Records shown »
## BEGIN

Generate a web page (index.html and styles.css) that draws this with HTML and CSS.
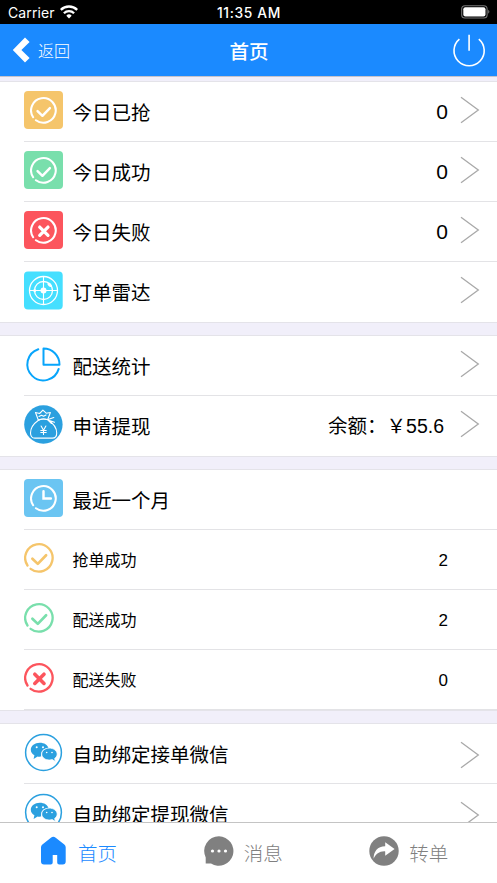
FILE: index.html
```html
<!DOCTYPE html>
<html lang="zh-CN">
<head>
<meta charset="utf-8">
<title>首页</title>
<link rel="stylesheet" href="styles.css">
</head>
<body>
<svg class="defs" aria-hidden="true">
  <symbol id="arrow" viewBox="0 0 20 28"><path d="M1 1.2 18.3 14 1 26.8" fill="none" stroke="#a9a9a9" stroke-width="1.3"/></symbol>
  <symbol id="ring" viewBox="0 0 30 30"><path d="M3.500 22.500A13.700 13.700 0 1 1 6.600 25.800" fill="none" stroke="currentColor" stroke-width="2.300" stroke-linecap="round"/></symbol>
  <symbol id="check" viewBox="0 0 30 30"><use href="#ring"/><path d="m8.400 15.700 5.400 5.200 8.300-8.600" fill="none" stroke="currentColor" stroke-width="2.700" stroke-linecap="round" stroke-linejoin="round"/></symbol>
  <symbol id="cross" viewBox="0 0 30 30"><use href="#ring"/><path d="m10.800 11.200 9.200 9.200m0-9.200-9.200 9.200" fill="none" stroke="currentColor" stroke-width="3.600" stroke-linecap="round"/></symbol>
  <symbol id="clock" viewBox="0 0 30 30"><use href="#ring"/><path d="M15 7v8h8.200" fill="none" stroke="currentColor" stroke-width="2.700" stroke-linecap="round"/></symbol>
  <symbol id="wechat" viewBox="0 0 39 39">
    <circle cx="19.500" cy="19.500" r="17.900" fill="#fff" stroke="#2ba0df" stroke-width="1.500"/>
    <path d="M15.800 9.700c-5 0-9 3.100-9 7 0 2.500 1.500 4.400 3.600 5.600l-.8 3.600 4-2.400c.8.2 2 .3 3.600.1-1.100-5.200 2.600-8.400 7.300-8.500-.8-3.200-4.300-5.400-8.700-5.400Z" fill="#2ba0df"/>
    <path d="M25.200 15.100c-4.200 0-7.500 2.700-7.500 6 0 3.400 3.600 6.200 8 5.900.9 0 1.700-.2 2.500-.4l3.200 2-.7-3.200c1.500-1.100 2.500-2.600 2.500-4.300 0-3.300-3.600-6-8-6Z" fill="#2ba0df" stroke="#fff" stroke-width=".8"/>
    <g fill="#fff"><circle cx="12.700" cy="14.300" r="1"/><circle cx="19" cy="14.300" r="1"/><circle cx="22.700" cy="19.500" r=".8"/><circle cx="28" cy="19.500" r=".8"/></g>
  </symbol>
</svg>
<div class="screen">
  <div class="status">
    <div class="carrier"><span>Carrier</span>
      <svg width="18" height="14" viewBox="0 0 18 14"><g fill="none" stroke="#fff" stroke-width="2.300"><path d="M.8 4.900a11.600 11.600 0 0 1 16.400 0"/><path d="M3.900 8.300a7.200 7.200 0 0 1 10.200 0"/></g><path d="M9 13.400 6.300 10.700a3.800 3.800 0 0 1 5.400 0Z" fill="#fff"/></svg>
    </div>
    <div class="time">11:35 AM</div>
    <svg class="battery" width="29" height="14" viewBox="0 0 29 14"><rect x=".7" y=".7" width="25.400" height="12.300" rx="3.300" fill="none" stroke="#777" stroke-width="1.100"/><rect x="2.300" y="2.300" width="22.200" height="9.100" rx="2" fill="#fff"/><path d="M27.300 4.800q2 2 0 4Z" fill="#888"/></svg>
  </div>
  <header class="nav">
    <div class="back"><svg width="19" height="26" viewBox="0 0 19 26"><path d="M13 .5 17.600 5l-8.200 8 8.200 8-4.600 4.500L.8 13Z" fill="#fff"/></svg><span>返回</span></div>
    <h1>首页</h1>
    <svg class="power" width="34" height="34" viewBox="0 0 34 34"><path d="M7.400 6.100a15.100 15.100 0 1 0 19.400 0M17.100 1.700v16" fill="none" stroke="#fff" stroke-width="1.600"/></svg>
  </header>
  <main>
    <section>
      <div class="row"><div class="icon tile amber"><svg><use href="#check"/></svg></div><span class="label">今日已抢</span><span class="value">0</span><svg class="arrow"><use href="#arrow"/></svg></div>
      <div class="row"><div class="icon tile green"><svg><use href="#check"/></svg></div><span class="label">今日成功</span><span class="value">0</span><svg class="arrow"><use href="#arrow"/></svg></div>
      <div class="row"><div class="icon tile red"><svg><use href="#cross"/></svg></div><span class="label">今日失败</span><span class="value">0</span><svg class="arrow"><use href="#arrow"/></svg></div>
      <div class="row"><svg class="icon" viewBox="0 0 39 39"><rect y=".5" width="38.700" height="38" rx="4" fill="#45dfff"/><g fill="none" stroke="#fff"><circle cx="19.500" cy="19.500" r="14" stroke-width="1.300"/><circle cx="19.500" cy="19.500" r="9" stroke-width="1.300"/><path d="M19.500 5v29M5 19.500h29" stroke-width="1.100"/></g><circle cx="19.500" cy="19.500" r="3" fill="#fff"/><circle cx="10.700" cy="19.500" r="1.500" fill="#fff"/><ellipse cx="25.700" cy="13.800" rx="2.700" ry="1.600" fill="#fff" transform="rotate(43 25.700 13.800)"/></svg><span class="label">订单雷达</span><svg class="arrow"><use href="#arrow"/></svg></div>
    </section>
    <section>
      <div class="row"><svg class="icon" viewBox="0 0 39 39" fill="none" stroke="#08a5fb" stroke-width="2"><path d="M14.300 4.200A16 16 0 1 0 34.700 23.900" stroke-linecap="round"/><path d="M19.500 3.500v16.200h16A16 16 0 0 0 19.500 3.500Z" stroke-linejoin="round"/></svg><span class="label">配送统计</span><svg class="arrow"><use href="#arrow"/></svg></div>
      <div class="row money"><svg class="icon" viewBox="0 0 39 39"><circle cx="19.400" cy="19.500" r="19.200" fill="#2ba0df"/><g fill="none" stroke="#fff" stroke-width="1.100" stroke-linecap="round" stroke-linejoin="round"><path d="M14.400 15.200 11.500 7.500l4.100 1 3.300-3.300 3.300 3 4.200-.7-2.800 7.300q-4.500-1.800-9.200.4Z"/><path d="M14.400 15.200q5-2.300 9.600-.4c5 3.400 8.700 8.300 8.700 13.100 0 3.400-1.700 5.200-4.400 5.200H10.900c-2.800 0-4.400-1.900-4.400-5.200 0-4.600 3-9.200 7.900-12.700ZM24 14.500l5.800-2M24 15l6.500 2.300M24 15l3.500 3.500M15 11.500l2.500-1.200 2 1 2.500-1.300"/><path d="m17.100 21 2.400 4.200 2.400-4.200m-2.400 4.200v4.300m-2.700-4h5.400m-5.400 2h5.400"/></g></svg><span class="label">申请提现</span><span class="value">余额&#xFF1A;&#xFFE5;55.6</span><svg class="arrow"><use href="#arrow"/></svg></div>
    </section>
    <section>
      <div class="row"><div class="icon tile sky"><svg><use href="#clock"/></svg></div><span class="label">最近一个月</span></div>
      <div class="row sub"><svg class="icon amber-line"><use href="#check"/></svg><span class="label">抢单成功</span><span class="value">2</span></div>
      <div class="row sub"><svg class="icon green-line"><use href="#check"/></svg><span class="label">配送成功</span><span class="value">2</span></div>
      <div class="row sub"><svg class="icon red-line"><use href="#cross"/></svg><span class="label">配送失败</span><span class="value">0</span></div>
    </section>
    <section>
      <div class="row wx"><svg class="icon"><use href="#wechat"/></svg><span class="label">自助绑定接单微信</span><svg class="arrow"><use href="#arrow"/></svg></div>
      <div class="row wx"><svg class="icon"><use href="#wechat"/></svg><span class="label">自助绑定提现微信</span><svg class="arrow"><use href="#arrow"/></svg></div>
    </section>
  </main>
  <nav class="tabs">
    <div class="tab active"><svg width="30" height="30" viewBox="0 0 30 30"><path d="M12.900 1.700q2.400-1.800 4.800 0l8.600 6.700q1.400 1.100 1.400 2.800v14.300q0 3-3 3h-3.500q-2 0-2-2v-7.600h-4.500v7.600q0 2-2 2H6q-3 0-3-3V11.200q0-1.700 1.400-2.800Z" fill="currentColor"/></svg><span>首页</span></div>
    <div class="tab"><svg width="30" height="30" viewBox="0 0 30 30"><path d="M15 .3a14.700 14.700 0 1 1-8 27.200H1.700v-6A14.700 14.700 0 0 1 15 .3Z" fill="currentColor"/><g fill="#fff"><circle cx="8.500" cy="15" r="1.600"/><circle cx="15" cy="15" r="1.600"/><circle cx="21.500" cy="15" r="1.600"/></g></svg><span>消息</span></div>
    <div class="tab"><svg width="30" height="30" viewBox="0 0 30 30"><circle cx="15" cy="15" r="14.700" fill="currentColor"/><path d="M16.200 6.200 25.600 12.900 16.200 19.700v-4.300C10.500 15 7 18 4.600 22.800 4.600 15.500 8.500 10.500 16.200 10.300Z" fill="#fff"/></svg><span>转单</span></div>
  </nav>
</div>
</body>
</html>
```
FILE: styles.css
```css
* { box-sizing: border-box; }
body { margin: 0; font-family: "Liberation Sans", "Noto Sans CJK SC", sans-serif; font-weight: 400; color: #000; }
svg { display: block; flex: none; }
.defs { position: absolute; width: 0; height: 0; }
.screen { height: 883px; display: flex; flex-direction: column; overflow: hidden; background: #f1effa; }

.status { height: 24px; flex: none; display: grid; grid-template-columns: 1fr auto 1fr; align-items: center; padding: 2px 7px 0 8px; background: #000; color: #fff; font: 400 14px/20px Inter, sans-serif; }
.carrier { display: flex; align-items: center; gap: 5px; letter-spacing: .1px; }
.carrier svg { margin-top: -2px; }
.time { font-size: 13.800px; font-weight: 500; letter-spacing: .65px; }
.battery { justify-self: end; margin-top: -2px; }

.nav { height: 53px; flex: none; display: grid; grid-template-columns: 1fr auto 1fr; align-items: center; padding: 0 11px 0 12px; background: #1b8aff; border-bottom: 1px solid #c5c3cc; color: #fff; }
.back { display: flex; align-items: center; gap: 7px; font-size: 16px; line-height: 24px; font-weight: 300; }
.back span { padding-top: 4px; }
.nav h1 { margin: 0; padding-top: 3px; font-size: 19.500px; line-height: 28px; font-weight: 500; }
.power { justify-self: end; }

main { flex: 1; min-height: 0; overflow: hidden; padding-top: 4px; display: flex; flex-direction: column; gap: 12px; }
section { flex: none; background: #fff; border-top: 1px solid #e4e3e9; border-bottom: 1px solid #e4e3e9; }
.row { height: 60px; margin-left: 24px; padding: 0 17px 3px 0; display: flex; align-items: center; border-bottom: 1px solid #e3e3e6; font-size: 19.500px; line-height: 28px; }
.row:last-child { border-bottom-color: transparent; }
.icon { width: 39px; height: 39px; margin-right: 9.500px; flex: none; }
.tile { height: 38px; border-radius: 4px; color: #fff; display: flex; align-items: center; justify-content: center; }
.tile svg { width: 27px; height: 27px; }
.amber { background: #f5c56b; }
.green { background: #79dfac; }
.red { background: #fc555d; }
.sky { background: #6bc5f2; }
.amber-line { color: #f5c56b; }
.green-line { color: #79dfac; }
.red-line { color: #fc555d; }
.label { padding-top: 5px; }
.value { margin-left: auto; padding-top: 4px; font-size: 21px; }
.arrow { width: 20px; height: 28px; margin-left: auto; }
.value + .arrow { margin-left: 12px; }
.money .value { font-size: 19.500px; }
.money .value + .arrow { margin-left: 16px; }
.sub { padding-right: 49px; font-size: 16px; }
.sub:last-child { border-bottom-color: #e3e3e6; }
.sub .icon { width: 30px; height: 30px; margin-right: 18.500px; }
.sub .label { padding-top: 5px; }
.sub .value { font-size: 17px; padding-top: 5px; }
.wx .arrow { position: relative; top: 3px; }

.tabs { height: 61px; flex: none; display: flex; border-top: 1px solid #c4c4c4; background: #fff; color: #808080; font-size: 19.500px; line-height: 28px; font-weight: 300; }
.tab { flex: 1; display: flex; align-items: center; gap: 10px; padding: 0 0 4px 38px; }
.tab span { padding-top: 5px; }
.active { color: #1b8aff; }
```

## END
## BEGIN

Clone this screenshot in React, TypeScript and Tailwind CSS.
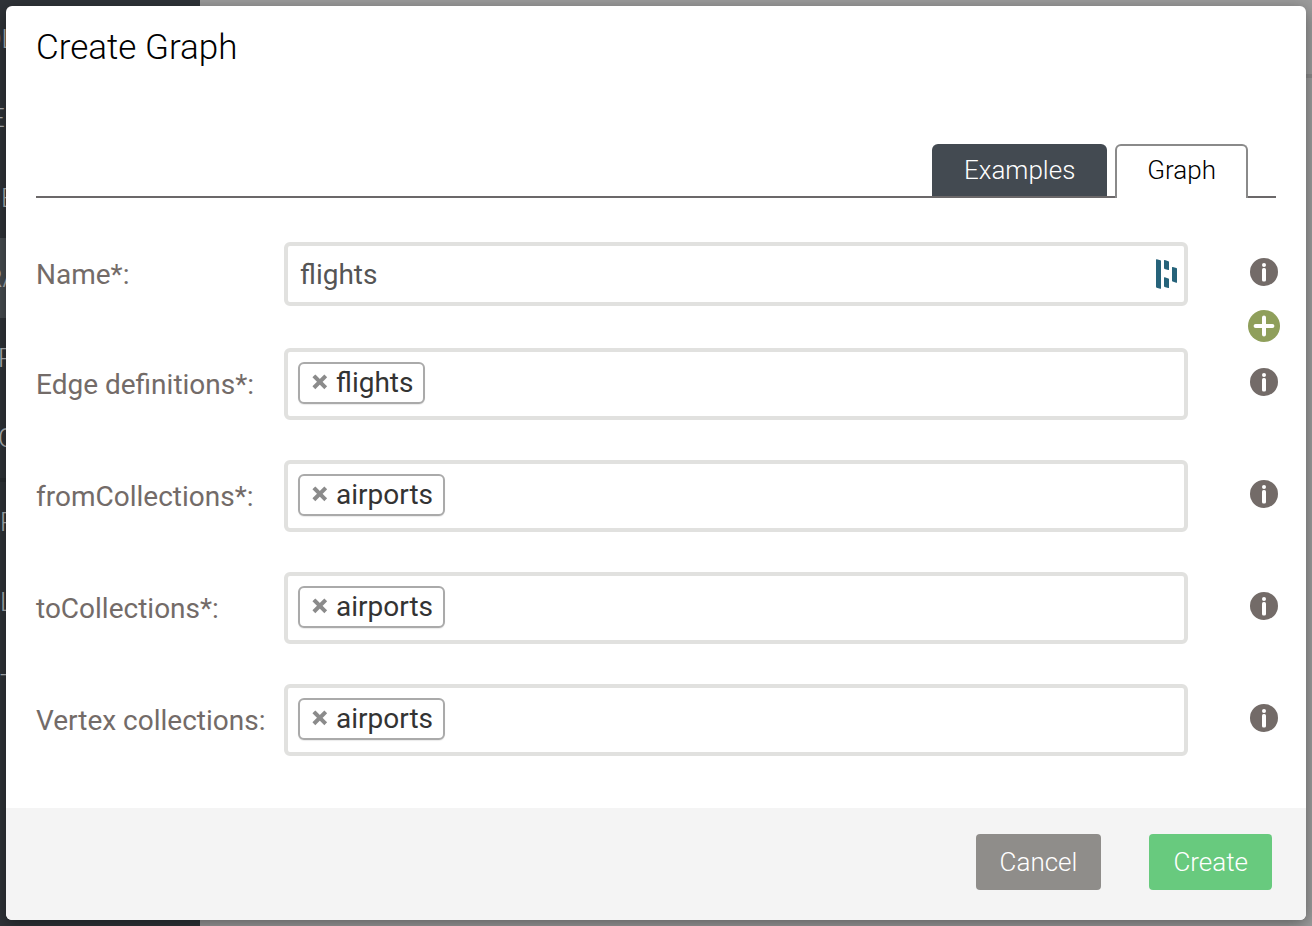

## END

What you should do » Identify the lines of the entries containing the string "styles". Copy each such line.

Exercise response »
Generate a web page (index.html and styles.css) that draws this with HTML and CSS.
<link rel="stylesheet" href="styles.css">
FILE: styles.css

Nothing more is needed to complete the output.